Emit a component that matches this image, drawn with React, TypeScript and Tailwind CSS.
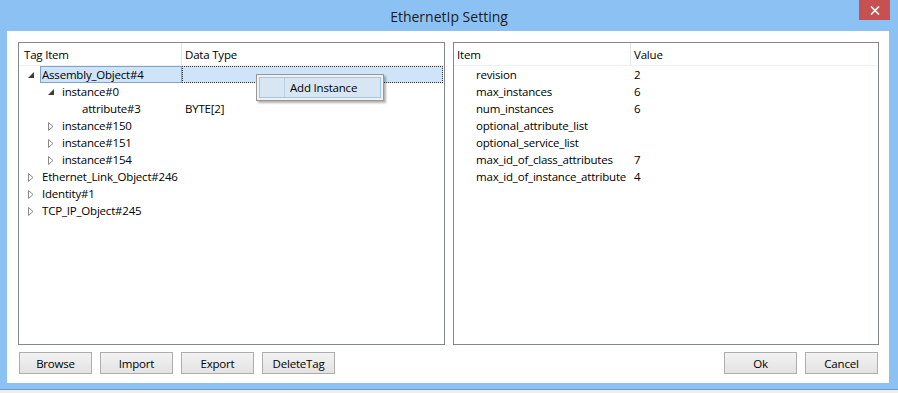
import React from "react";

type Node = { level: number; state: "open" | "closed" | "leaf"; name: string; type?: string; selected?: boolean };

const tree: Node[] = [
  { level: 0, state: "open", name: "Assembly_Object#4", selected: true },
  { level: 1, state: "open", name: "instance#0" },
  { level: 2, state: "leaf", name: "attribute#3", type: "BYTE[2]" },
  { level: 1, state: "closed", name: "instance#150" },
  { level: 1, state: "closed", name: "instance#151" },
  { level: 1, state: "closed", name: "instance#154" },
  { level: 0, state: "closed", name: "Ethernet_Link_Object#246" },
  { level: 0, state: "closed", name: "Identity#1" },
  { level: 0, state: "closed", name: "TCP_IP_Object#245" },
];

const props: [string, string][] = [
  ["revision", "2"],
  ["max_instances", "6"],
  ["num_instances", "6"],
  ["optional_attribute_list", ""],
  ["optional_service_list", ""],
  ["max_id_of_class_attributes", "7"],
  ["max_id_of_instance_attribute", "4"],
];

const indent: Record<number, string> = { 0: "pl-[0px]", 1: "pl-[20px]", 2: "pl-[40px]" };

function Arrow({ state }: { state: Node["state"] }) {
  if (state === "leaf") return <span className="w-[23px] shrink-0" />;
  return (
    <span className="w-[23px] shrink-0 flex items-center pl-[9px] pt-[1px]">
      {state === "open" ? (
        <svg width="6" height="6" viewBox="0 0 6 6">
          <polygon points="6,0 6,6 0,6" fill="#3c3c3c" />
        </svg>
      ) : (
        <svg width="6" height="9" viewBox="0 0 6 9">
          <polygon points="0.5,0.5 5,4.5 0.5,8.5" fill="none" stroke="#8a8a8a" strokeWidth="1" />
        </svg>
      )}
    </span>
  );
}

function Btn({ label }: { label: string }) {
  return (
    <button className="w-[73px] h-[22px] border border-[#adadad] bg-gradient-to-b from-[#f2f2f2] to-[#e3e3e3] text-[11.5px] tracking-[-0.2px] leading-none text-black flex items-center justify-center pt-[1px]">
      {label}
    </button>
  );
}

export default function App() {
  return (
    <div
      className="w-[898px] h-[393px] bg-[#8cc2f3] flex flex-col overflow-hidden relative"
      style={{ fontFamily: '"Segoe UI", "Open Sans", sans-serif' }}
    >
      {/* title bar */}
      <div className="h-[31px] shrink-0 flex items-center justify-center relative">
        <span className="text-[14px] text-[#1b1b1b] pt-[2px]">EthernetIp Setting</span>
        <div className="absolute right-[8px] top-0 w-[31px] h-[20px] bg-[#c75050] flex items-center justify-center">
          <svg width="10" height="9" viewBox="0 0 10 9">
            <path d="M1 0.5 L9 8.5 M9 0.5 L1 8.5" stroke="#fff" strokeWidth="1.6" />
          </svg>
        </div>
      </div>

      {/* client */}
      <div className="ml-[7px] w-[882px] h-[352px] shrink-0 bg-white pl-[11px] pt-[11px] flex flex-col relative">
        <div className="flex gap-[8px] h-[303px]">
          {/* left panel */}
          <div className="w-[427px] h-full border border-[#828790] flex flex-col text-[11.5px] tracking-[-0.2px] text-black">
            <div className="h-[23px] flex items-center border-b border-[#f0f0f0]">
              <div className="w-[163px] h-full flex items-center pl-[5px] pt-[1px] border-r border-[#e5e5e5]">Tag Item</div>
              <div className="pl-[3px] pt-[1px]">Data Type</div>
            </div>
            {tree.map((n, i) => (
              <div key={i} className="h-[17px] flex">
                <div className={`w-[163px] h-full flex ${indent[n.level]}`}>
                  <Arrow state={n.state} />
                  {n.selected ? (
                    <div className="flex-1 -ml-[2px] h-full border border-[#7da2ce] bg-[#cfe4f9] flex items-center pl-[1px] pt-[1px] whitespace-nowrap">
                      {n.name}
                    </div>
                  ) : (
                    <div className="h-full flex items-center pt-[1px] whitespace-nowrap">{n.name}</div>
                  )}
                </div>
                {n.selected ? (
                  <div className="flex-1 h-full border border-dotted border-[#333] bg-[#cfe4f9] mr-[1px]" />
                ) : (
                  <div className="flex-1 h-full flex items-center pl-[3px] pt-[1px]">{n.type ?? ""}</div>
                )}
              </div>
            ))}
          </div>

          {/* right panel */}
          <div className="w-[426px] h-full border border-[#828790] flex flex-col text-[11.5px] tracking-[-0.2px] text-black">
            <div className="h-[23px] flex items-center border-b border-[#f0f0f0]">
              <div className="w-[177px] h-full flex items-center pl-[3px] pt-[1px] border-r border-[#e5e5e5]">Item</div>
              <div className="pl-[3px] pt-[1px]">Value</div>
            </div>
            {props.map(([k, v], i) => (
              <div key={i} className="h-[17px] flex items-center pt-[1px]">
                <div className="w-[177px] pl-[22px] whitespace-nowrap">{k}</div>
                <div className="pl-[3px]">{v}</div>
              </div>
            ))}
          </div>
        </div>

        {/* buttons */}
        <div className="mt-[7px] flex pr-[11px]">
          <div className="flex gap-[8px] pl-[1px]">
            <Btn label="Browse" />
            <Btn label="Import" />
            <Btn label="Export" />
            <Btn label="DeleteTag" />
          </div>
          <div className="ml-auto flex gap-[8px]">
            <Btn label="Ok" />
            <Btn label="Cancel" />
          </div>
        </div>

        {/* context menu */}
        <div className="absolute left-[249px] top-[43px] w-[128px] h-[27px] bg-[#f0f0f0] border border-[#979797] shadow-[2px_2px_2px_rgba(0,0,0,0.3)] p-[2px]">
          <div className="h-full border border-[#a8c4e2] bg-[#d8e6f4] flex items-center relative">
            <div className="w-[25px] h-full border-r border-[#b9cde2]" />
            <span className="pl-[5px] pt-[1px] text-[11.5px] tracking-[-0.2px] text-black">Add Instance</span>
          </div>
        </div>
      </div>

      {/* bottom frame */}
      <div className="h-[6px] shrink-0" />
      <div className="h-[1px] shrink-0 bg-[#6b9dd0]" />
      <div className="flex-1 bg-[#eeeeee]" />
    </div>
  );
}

» **What is needed**
Scan the lines above for "React", then copy every one that has it.

» **Problem solution**
Emit a component that matches this image, drawn with React, TypeScript and Tailwind CSS.
import React from "react";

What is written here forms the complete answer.